Travelers Casualty & Surety Co. of America v. Caridi
73 A.3d 863
Conn. App. Ct.2013Background
- SRC Construction obtained a performance/payment bond from Travelers (plaintiff) and three indemnitors (defendants Michael and Jill Caridi and SRC) executed an indemnity agreement in 2001/2002 as a condition of the bond.
- In April 2009 the Atlantic City Housing Authority terminated SRC’s contract for the senior living center and demanded Travelers complete the project; Travelers completed the project under the bond.

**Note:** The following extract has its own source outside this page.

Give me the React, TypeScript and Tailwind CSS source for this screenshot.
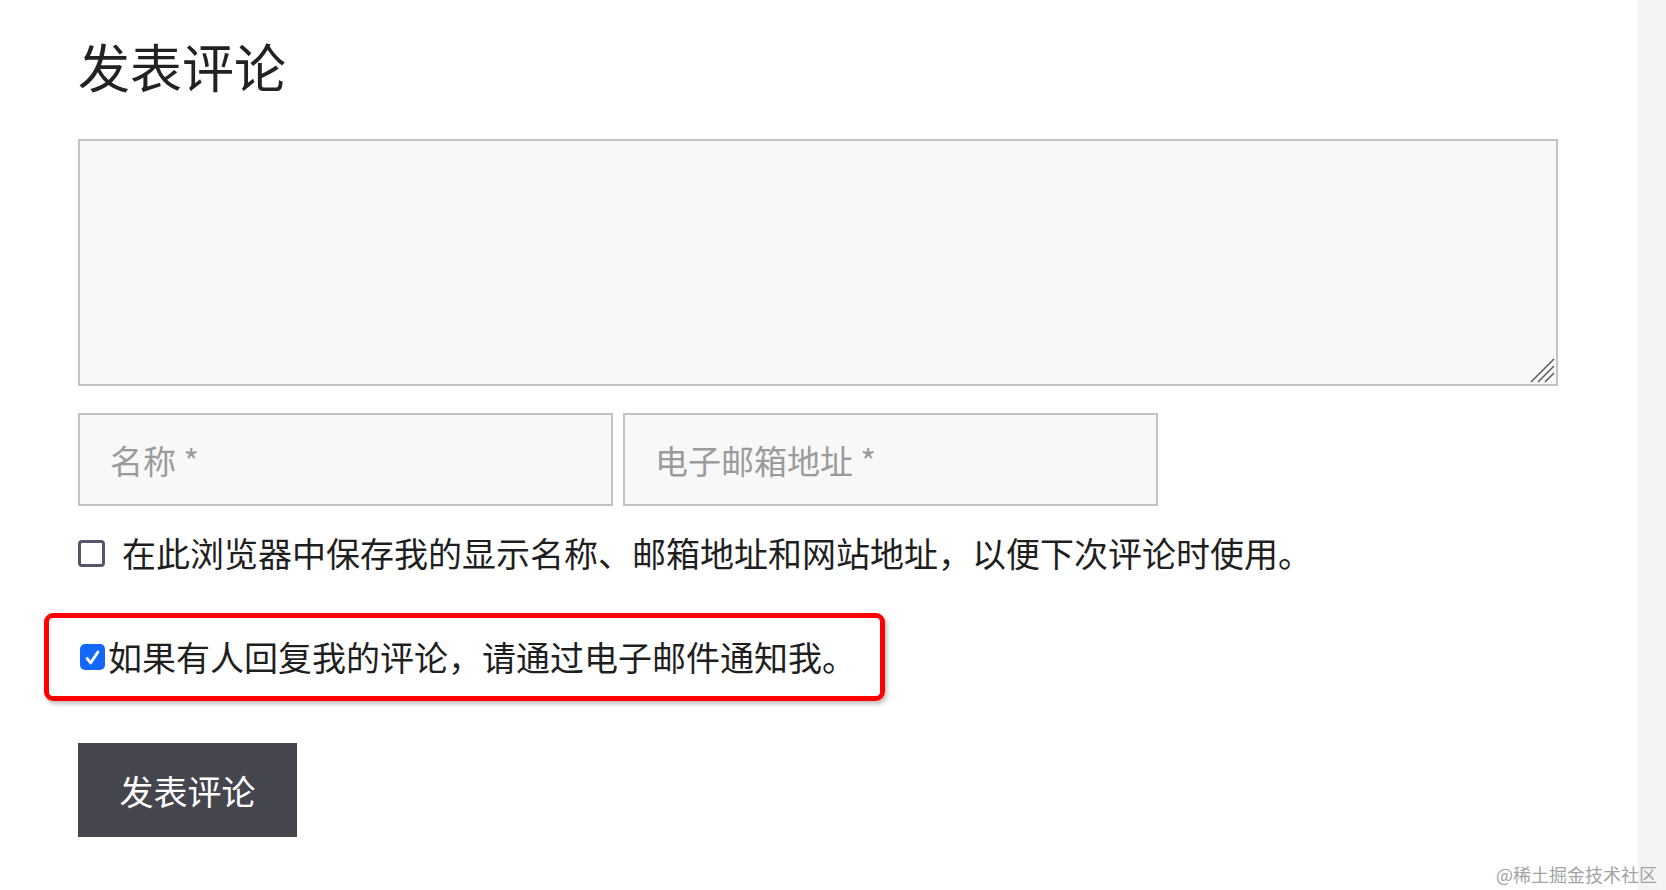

- Travelers filed a prejudgment remedy application in Connecticut (March 2011) seeking roughly $1.27M based on payments made and anticipated under the bond and attached an unsigned Connecticut complaint seeking specific performance and indemnification under the indemnity agreement.
- Defendants moved to dismiss, arguing (1) the trial court prejudged the merits before defendants presented evidence, (2) the action was time-barred because accrual occurred in 2005, and (3) the Connecticut prejudgment remedy was improper because an allegedly identical action was pending in New York.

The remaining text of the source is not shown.